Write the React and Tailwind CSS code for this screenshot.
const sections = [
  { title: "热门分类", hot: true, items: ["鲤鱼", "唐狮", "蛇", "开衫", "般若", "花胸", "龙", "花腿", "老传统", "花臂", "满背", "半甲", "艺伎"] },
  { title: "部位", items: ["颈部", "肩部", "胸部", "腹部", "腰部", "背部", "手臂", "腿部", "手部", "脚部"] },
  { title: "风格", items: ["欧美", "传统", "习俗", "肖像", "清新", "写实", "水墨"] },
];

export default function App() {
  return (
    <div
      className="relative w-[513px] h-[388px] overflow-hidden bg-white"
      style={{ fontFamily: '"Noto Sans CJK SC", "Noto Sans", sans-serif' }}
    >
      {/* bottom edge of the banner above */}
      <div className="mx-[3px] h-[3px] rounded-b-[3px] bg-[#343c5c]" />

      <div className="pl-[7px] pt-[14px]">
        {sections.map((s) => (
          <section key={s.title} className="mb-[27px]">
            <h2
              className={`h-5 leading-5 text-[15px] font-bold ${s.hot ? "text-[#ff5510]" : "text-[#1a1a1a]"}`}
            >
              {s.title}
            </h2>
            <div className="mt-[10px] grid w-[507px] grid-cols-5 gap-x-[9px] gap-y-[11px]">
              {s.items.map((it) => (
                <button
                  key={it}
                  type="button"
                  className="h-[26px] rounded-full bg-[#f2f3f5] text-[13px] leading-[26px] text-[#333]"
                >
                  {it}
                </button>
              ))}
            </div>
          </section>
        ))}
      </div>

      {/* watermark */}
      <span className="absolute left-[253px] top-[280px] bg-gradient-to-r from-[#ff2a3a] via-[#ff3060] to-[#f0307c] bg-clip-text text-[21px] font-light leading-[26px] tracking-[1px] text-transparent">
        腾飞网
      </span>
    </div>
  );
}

#### [AIM]
Transcribe all lines as written.

#### [ANSWER TO THE PROBLEM]
Write the React and Tailwind CSS code for this screenshot.
const sections = [
  { title: "热门分类", hot: true, items: ["鲤鱼", "唐狮", "蛇", "开衫", "般若", "花胸", "龙", "花腿", "老传统", "花臂", "满背", "半甲", "艺伎"] },
  { title: "部位", items: ["颈部", "肩部", "胸部", "腹部", "腰部", "背部", "手臂", "腿部", "手部", "脚部"] },
  { title: "风格", items: ["欧美", "传统", "习俗", "肖像", "清新", "写实", "水墨"] },
];

export default function App() {
  return (
    <div
      className="relative w-[513px] h-[388px] overflow-hidden bg-white"
      style={{ fontFamily: '"Noto Sans CJK SC", "Noto Sans", sans-serif' }}
    >
      {/* bottom edge of the banner above */}
      <div className="mx-[3px] h-[3px] rounded-b-[3px] bg-[#343c5c]" />

      <div className="pl-[7px] pt-[14px]">
        {sections.map((s) => (
          <section key={s.title} className="mb-[27px]">
            <h2
              className={`h-5 leading-5 text-[15px] font-bold ${s.hot ? "text-[#ff5510]" : "text-[#1a1a1a]"}`}
            >
              {s.title}
            </h2>
            <div className="mt-[10px] grid w-[507px] grid-cols-5 gap-x-[9px] gap-y-[11px]">
              {s.items.map((it) => (
                <button
                  key={it}
                  type="button"
                  className="h-[26px] rounded-full bg-[#f2f3f5] text-[13px] leading-[26px] text-[#333]"
                >
                  {it}
                </button>
              ))}
            </div>
          </section>
        ))}
      </div>

      {/* watermark */}
      <span className="absolute left-[253px] top-[280px] bg-gradient-to-r from-[#ff2a3a] via-[#ff3060] to-[#f0307c] bg-clip-text text-[21px] font-light leading-[26px] tracking-[1px] text-transparent">
        腾飞网
      </span>
    </div>
  );
}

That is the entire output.